# Problem statement:
What number of lines in the material contain the word "components"? Give that number alone.

# Information provided:

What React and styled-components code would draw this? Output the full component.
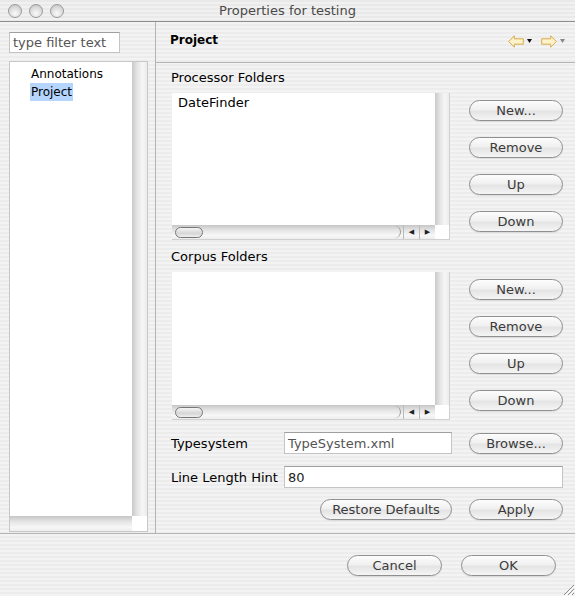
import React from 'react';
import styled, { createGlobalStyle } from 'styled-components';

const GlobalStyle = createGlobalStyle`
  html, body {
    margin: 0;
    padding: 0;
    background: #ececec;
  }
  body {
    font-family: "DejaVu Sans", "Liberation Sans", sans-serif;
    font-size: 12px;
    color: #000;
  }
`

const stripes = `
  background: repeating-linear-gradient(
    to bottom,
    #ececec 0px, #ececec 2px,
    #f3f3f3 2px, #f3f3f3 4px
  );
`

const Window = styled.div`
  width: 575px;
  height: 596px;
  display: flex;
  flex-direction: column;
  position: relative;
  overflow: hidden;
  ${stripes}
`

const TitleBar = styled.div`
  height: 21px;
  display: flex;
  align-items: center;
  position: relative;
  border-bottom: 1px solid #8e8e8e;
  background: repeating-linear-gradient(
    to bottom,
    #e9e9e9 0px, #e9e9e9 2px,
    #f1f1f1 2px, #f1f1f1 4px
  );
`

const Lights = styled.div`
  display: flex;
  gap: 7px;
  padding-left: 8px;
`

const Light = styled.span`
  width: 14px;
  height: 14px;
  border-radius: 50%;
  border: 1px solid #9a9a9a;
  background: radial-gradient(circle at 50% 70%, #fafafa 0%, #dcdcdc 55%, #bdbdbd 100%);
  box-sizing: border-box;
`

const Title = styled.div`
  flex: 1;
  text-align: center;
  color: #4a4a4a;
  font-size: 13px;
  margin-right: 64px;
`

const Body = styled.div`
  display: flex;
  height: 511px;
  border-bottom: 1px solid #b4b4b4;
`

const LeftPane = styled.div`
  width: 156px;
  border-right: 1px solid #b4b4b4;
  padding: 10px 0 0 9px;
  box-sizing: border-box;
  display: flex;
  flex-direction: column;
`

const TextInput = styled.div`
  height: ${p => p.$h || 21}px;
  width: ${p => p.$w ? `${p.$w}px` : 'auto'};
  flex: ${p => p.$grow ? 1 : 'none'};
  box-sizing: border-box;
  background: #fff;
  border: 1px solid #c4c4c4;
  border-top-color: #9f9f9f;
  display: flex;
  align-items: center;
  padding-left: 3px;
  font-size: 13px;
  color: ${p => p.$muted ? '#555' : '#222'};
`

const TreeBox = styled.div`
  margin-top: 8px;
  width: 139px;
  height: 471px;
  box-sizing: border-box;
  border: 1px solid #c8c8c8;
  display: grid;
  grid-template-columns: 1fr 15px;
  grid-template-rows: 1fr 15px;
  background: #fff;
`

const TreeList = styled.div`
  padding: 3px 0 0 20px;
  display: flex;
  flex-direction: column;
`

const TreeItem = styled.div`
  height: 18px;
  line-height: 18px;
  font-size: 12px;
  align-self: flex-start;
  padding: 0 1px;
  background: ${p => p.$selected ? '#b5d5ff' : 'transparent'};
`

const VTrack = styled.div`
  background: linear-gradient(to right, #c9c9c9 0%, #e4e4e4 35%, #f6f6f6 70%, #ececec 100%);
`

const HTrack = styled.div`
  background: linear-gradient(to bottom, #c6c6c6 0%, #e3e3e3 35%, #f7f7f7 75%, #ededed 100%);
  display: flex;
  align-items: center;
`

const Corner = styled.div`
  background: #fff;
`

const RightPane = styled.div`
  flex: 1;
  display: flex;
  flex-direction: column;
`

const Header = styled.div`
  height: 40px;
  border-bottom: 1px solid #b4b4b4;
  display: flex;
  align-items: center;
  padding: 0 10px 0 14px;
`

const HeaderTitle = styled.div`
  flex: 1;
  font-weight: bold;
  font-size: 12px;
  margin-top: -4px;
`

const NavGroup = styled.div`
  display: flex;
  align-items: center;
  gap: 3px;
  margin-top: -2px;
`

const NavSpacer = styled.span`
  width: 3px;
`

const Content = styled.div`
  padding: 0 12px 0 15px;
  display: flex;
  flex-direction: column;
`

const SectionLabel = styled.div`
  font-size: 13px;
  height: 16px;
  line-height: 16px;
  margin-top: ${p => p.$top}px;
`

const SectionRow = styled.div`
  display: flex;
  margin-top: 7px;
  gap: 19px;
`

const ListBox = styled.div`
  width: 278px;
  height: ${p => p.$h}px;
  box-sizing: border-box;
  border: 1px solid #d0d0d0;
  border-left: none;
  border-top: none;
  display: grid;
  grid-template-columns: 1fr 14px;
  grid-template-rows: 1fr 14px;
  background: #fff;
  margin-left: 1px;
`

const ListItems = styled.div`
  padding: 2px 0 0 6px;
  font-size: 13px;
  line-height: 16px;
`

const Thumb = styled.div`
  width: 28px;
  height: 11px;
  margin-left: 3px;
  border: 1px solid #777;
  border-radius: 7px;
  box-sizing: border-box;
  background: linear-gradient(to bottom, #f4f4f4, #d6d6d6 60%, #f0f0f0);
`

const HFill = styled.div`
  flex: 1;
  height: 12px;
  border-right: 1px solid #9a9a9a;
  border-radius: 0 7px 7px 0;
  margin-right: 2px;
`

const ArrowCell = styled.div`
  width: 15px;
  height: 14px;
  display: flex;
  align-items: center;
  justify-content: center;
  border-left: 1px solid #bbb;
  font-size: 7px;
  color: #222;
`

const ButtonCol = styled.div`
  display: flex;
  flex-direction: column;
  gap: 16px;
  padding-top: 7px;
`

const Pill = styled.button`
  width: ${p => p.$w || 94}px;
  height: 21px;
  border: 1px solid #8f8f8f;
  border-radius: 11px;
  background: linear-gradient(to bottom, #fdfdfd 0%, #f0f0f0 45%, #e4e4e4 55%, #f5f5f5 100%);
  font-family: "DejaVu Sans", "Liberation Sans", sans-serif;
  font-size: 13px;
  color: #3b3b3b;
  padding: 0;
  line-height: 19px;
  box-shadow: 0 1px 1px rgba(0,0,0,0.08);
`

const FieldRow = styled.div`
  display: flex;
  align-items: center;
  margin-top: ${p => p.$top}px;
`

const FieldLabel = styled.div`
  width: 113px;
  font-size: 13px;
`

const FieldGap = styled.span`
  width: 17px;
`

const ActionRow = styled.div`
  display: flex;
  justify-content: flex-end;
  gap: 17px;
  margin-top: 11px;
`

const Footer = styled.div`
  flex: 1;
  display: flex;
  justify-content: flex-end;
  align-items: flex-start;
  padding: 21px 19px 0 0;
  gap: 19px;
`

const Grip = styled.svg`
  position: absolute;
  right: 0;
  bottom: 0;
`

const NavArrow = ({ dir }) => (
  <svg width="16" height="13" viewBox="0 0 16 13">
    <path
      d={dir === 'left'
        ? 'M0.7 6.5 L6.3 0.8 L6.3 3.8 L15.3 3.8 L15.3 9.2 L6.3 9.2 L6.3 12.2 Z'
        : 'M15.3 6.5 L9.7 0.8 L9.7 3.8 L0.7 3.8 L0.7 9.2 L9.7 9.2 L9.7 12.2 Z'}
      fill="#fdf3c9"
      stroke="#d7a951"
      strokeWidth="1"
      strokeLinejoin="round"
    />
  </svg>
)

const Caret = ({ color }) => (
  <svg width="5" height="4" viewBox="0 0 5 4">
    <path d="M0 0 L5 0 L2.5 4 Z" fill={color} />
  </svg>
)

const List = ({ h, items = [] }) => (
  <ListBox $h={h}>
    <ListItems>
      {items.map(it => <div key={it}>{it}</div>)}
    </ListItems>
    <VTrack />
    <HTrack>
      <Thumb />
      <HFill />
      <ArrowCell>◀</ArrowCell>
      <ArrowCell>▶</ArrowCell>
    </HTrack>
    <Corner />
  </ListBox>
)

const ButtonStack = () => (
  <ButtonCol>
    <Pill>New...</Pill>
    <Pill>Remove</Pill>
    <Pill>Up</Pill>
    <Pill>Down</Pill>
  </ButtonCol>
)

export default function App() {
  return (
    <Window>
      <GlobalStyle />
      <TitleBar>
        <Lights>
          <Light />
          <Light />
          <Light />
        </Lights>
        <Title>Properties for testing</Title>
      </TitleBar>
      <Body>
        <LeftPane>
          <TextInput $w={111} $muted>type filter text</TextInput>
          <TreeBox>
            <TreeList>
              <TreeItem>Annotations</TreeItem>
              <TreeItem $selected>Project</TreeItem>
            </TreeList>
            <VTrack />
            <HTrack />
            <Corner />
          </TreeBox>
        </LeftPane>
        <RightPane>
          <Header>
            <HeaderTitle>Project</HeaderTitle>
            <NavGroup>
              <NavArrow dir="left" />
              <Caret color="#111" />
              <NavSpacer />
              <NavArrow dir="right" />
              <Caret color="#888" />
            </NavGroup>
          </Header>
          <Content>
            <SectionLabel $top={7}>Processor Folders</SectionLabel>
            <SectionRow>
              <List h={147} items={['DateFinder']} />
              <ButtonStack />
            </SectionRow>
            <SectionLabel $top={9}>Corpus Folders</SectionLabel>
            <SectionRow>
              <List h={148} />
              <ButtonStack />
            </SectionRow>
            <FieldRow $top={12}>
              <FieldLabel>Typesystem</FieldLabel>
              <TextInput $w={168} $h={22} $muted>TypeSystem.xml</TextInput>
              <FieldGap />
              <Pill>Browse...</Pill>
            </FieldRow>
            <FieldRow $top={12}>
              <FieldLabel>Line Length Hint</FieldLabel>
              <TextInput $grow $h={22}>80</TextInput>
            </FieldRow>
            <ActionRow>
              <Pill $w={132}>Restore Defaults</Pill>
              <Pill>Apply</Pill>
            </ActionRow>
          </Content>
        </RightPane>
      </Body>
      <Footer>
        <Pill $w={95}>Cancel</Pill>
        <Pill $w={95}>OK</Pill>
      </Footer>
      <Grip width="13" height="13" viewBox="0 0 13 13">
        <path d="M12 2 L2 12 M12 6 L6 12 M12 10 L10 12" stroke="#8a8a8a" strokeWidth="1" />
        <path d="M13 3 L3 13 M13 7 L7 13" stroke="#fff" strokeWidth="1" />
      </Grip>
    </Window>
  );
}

# Task solution:
2